To many of these young people, who were now in charge of planning POTUS’s schedule and who played a large part in the day-to-day running of the White House, this seemed to be nothing more than a grand adventure not to be taken too seriously.

On top of their seemingly youthful arrogance, the junior staff could also be dangerous in an adolescent sort of way. President Clinton was visiting Russia in December 1993, and I was along for the trip as a member of my shift. I had been preposted at an event. A young staffer walked by and into the secure area about to be occupied by POTUS. This was not a concern, as I knew the staffer, who was wearing the proper lapel pin identification that allowed total access to the area. The rub was that the Russian KGB agents assisting us did not understand our identification system and had no idea who this young man was.

As the staffer was walking by, a KGB officer named Yuri grabbed him by the arm to stop him. The staffer jerked away from Yuri and continued on his way, as if he were dealing with a Wackenhut security officer in Toledo. As Yuri was about to do his worst, I put my hand on his shoulder (gently) and explained to him (he spoke English, as most do) that the young man was one of the president’s staff and that he had access to the area. I also asked that he not officially detain or confront the young man.
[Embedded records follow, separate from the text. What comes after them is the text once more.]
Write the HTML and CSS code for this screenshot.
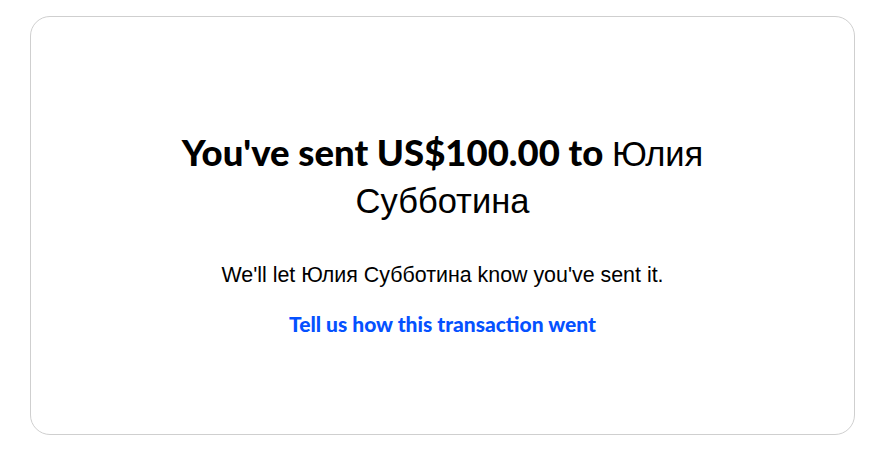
FILE: index.html
```html
<!DOCTYPE html>
<html lang="en">

<head>
    <meta charset="UTF-8">
    <meta name="viewport" content="width=device-width, initial-scale=1.0">
    <title>Payment sent</title>
    <link rel="stylesheet" href="styles.css">
</head>

<body>
    <div class="card">
        <h1 class="title">You've sent US$100.00 to <span class="name">Юлия</span> <span class="name">Субботина</span></h1>
        <p class="note">We'll let Юлия Субботина know you've sent it.</p>
        <a class="feedback" href="#">Tell us how this transaction went</a>
    </div>
</body>

</html>
```

FILE: styles.css
```css
body {
    margin: 16px 25px 0 30px;
    padding: 0;
    background: #fff;
    font-family: "Liberation Sans", Arial, sans-serif;
    color: #000;
}

.card {
    box-sizing: border-box;
    height: 419px;
    border: 1px solid #cfcfcf;
    border-radius: 20px;
    padding: 113px 60px 0;
    text-align: center;
}

.title {
    margin: 0 auto;
    max-width: 560px;
    font-family: Lato, "Liberation Sans", sans-serif;
    font-weight: 900;
    font-size: 36.5px;
    line-height: 45px;
}

.title .name {
    font-family: "Liberation Sans", Arial, sans-serif;
    font-weight: normal;
    font-size: 34.5px;
}

.note {
    margin: 36px 0 0;
    font-size: 21.4px;
    line-height: 30px;
}

.feedback {
    display: inline-block;
    margin-top: 19px;
    font-family: Lato, "Liberation Sans", sans-serif;
    font-weight: 900;
    font-size: 21px;
    line-height: 30px;
    color: #0551ff;
    text-decoration: none;
}
```
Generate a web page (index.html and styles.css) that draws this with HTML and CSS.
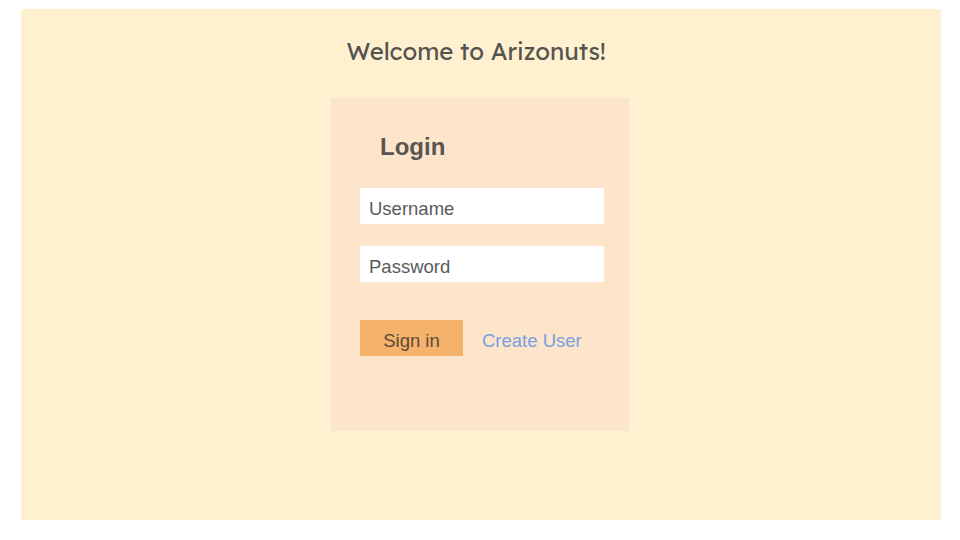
FILE: index.html
```html
<!DOCTYPE html>
<html>
<head>
<meta charset="utf-8">
<link rel="stylesheet" href="styles.css">
</head>
<body>
<main class="panel">
  <h1 class="welcome">Welcome to Arizonuts!</h1>
  <section class="card">
    <h2 class="login-title">Login</h2>
    <form class="form">
      <input class="field" type="text" placeholder="Username">
      <input class="field" type="password" placeholder="Password">
      <div class="actions">
        <button class="btn" type="button">Sign in</button>
        <a class="link" href="#">Create User</a>
      </div>
    </form>
  </section>
</main>
</body>
</html>
```

FILE: styles.css
```css
html, body {
  margin: 0;
  padding: 0;
  background: #ffffff;
}
body {
  padding: 9px 19px 20px 21px;
  font-family: "Liberation Sans", Arial, sans-serif;
}
.panel {
  width: 920px;
  height: 511px;
  background: #fff1cf;
  display: flex;
  flex-direction: column;
  align-items: center;
  box-sizing: border-box;
  padding-top: 27px;
}
.welcome {
  margin: 0 10px 0 0;
  font-family: "Lexend", "Lato", "Noto Sans", sans-serif;
  font-weight: 400;
  font-size: 24px;
  line-height: 30px;
  color: #555350;
}
.card {
  margin: 32px 2px 0 0;
  width: 298px;
  height: 333px;
  background: #fce5cb;
  box-sizing: border-box;
  padding: 32px 25px 0 29px;
}
.login-title {
  margin: 0 0 24px 20px;
  font-size: 24px;
  line-height: 34px;
  font-weight: 700;
  color: #5a5550;
}
.form {
  display: flex;
  flex-direction: column;
  gap: 22px;
}
.field {
  width: 244px;
  height: 36px;
  border: none;
  outline: none;
  background: #ffffff;
  box-sizing: border-box;
  padding: 5px 9px 0;
  font-family: "Liberation Sans", Arial, sans-serif;
  font-size: 18.5px;
  color: #555;
}
.field::placeholder {
  color: #5a5a5a;
  opacity: 1;
}
.actions {
  margin-top: 16px;
  display: flex;
  align-items: flex-start;
  gap: 19px;
}
.btn {
  width: 103px;
  height: 36px;
  border: none;
  background: #f5b26b;
  font-family: "Liberation Sans", Arial, sans-serif;
  font-size: 18.5px;
  line-height: 36px;
  color: #5c4a3a;
  padding: 3px 0 0;
  box-sizing: border-box;
  cursor: pointer;
}
.link {
  font-size: 18.5px;
  line-height: 36px;
  padding-top: 3px;
  color: #7b9fe0;
  text-decoration: none;
}
```
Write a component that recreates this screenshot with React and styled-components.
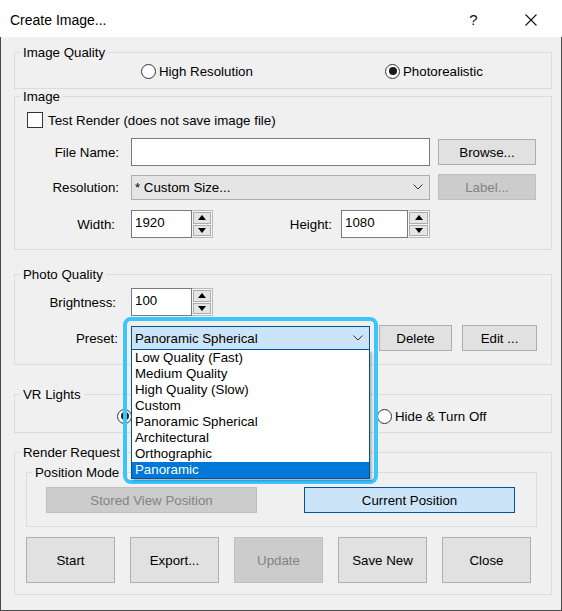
import React from "react";
import styled, { createGlobalStyle } from "styled-components";

const GlobalStyle = createGlobalStyle`
  html, body { margin: 0; padding: 0; background: #ffffff; }
  body {
    font-family: "Liberation Sans", Arial, sans-serif;
    font-size: 13.3px;
    color: #000;
  }
  * { box-sizing: border-box; }
`;

const Window = styled.div`
  width: 562px;
  height: 611px;
  display: flex;
  flex-direction: column;
  background: #f0f0f0;
`;

const TitleBar = styled.div`
  height: 37px;
  flex-shrink: 0;
  background: #ffffff;
  display: flex;
  align-items: center;
  padding: 2px 3px 0 10px;
`;

const Title = styled.div`
  flex: 1;
  font-size: 14px;
  color: #000;
`;

const TitleButton = styled.div`
  width: 57px;
  height: 35px;
  display: flex;
  align-items: center;
  justify-content: center;
  font-size: 15px;
  color: #111;
`;

const Body = styled.div`
  flex: 1;
  border: 1px solid #4a4a4a;
  border-top: none;
  padding: 15px 9px 0 13px;
`;

const Group = styled.div`
  border: 1px solid #dcdcdc;
  height: ${(p) => p.$h}px;
  margin-top: ${(p) => p.$mt || 0}px;
  margin-left: ${(p) => p.$ml || 0}px;
  width: ${(p) => (p.$w ? `${p.$w}px` : "auto")};
`;

const Legend = styled.div`
  position: relative;
  width: fit-content;
  height: 15px;
  line-height: 15px;
  margin: -8px 0 -7px 5px;
  padding: 0 3px;
  background: #f0f0f0;
`;

const Row = styled.div`
  display: flex;
  align-items: center;
  height: ${(p) => p.$h}px;
  margin-top: ${(p) => p.$mt || 0}px;
  padding-left: ${(p) => p.$pl || 0}px;
`;

const FieldLabel = styled.div`
  width: 104px;
  margin-right: 12px;
  text-align: right;
  padding-right: ${(p) => p.$pr || 0}px;
`;

const RadioGrid = styled.div`
  display: grid;
  grid-template-columns: ${(p) => p.$first}px auto;
  align-items: center;
`;

const RadioLabel = styled.label`
  display: flex;
  align-items: center;
  gap: 3px;
  white-space: nowrap;
`;

const RadioCircle = styled.span`
  width: 15px;
  height: 15px;
  border-radius: 50%;
  border: 1px solid #333;
  background: #fff;
  display: inline-flex;
  align-items: center;
  justify-content: center;
  flex-shrink: 0;
  &::after {
    content: "";
    width: 8px;
    height: 8px;
    border-radius: 50%;
    background: #1b1b1b;
    display: ${(p) => (p.$on ? "block" : "none")};
  }
`;

const CheckLabel = styled.label`
  display: flex;
  align-items: center;
  gap: 5px;
`;

const CheckBox = styled.span`
  width: 16px;
  height: 16px;
  border: 1px solid #333;
  background: #fff;
  flex-shrink: 0;
`;

const TextBox = styled.div`
  width: ${(p) => p.$w}px;
  height: 28px;
  border: 1px solid #7a7a7a;
  background: #fff;
  padding: 4px 0 0 3px;
  line-height: 15px;
`;

const Select = styled.div`
  width: ${(p) => p.$w}px;
  height: ${(p) => p.$h || 25}px;
  display: flex;
  align-items: center;
  justify-content: space-between;
  padding: 0 6px 0 3px;
  border: 1px solid ${(p) => (p.$focus ? "#005499" : "#adadad")};
  background: ${(p) => (p.$focus ? "#cce4f7" : "#e5e5e5")};
`;

const Button = styled.div`
  width: ${(p) => p.$w}px;
  height: ${(p) => p.$h || 26}px;
  margin-left: ${(p) => p.$ml || 0}px;
  display: flex;
  align-items: center;
  justify-content: center;
  border: 1px solid
    ${(p) => (p.$active ? "#005499" : p.$disabled ? "#bfbfbf" : "#adadad")};
  background: ${(p) =>
    p.$active ? "#cce4f7" : p.$disabled ? "#cccccc" : "#e1e1e1"};
  color: ${(p) => (p.$disabled ? "#838383" : "#000")};
  flex-shrink: 0;
`;

const Spin = styled.div`
  display: flex;
  height: 28px;
`;

const SpinButtons = styled.div`
  width: ${(p) => p.$w}px;
  height: 28px;
  border: 1px solid #b9b9b9;
  border-left: none;
  background: #f5f5f5;
  display: flex;
  flex-direction: column;
  gap: 1px;
  padding: 1px;
`;

const SpinButton = styled.div`
  flex: 1;
  border: 1px solid #adadad;
  background: #e5e5e5;
  display: flex;
  align-items: center;
  justify-content: center;
`;

const Middle = styled.div`
  flex: 0 0 ${(p) => p.$w}px;
  text-align: right;
  padding-right: 9px;
`;

const ComboWrap = styled.div`
  position: relative;
  width: 239px;
  height: 24px;
`;

const FocusRing = styled.div`
  position: absolute;
  left: -8px;
  right: -8px;
  top: -9px;
  height: 167px;
  border: 4px solid #3cc4fc;
  border-radius: 8px;
  pointer-events: none;
  z-index: 2;
`;

const DropList = styled.div`
  position: absolute;
  left: 0;
  top: 24px;
  width: 239px;
  background: #fff;
  border: 1px solid #005499;
  border-top: none;
  box-shadow: 2px 2px 2px rgba(0, 0, 0, 0.25);
  z-index: 3;
`;

const ListItem = styled.div`
  height: 16px;
  line-height: 16px;
  padding-left: 3px;
  background: ${(p) => (p.$selected ? "#0078d7" : "transparent")};
  color: ${(p) => (p.$selected ? "#fff" : "#000")};
  white-space: nowrap;
`;

const ButtonBar = styled.div`
  display: flex;
  gap: 15px;
  margin: 10px 0 0 11px;
`;

const UpArrow = () => (
  <svg width="8" height="5" viewBox="0 0 8 5">
    <path d="M0 5 L4 0 L8 5 Z" fill="#000" />
  </svg>
);

const DownArrow = () => (
  <svg width="8" height="5" viewBox="0 0 8 5">
    <path d="M0 0 L4 5 L8 0 Z" fill="#000" />
  </svg>
);

const Chevron = () => (
  <svg width="10" height="6" viewBox="0 0 10 6">
    <polyline
      points="0.5,0.5 5,5 9.5,0.5"
      fill="none"
      stroke="#333"
      strokeWidth="1"
    />
  </svg>
);

const CloseIcon = () => (
  <svg width="12" height="12" viewBox="0 0 12 12">
    <path d="M0.5 0.5 L11.5 11.5 M11.5 0.5 L0.5 11.5" stroke="#111" strokeWidth="1.1" />
  </svg>
);

const SpinBox = ({ value, w, bw }) => (
  <Spin>
    <TextBox $w={w}>{value}</TextBox>
    <SpinButtons $w={bw}>
      <SpinButton>
        <UpArrow />
      </SpinButton>
      <SpinButton>
        <DownArrow />
      </SpinButton>
    </SpinButtons>
  </Spin>
);

const presets = [
  "Low Quality (Fast)",
  "Medium Quality",
  "High Quality (Slow)",
  "Custom",
  "Panoramic Spherical",
  "Architectural",
  "Orthographic",
  "Panoramic",
];

export default function App() {
  return (
    <>
      <GlobalStyle />
      <Window>
        <TitleBar>
          <Title>Create Image...</Title>
          <TitleButton>?</TitleButton>
          <TitleButton>
            <CloseIcon />
          </TitleButton>
        </TitleBar>
        <Body>
          <Group $h={37}>
            <Legend>Image Quality</Legend>
            <Row $h={16} $mt={10} $pl={126}>
              <RadioGrid $first={244}>
                <RadioLabel>
                  <RadioCircle />
                  High Resolution
                </RadioLabel>
                <RadioLabel>
                  <RadioCircle $on />
                  Photorealistic
                </RadioLabel>
              </RadioGrid>
            </Row>
          </Group>

          <Group $h={154} $mt={7}>
            <Legend>Image</Legend>
            <Row $h={16} $mt={15} $pl={12}>
              <CheckLabel>
                <CheckBox />
                Test Render (does not save image file)
              </CheckLabel>
            </Row>
            <Row $h={28} $mt={10}>
              <FieldLabel>File Name:</FieldLabel>
              <TextBox $w={299} />
              <Button $w={98} $ml={8}>
                Browse...
              </Button>
            </Row>
            <Row $h={26} $mt={8}>
              <FieldLabel>Resolution:</FieldLabel>
              <Select $w={299}>
                <span>* Custom Size...</span>
                <Chevron />
              </Select>
              <Button $w={98} $ml={8} $disabled>
                Label...
              </Button>
            </Row>
            <Row $h={28} $mt={10}>
              <FieldLabel $pr={4}>Width:</FieldLabel>
              <SpinBox value="1920" w={61} bw={21} />
              <Middle $w={128}>Height:</Middle>
              <SpinBox value="1080" w={67} bw={22} />
            </Row>
          </Group>

          <Group $h={91} $mt={24}>
            <Legend>Photo Quality</Legend>
            <Row $h={28} $mt={13}>
              <FieldLabel $pr={3}>Brightness:</FieldLabel>
              <SpinBox value="100" w={61} bw={21} />
            </Row>
            <Row $h={26} $mt={9}>
              <FieldLabel $pr={1}>Preset:</FieldLabel>
              <ComboWrap>
                <Select $w={239} $h={24} $focus>
                  <span>Panoramic Spherical</span>
                  <Chevron />
                </Select>
                <DropList>
                  {presets.map((p) => (
                    <ListItem key={p} $selected={p === "Panoramic"}>
                      {p}
                    </ListItem>
                  ))}
                </DropList>
                <FocusRing />
              </ComboWrap>
              <Button $w={73} $ml={9}>
                Delete
              </Button>
              <Button $w={75} $ml={10}>
                Edit ...
              </Button>
            </Row>
          </Group>

          <Group $h={39} $mt={29}>
            <Legend>VR Lights</Legend>
            <Row $h={16} $mt={13} $pl={102}>
              <RadioGrid $first={260}>
                <RadioLabel>
                  <RadioCircle $on />
                </RadioLabel>
                <RadioLabel>
                  <RadioCircle />
                  Hide &amp; Turn Off
                </RadioLabel>
              </RadioGrid>
            </Row>
          </Group>

          <Group $h={143} $mt={19}>
            <Legend>Render Request</Legend>
            <Group $h={55} $mt={19} $ml={11} $w={511}>
              <Legend>Position Mode</Legend>
              <Row $h={26} $mt={14} $pl={19}>
                <Button $w={211} $disabled>
                  Stored View Position
                </Button>
                <Button $w={211} $ml={47} $active>
                  Current Position
                </Button>
              </Row>
            </Group>
            <ButtonBar>
              <Button $w={89} $h={46}>Start</Button>
              <Button $w={89} $h={46}>Export...</Button>
              <Button $w={89} $h={46} $disabled>Update</Button>
              <Button $w={89} $h={46}>Save New</Button>
              <Button $w={89} $h={46}>Close</Button>
            </ButtonBar>
          </Group>
        </Body>
      </Window>
    </>
  );
}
Out of professional courtesy he reluctantly agreed, but first he said, in a heavy Russian accent, “Dan, he is big asshole.” I had to laugh, and while I certainly agreed with Yuri’s assessment of the young staffer, I withheld comment. This request on my part to leave the neophyte unmolested by the KGB would cost me several rounds of vodka later when I was off duty with my Russian friend. I always appreciated the directness of the Russians.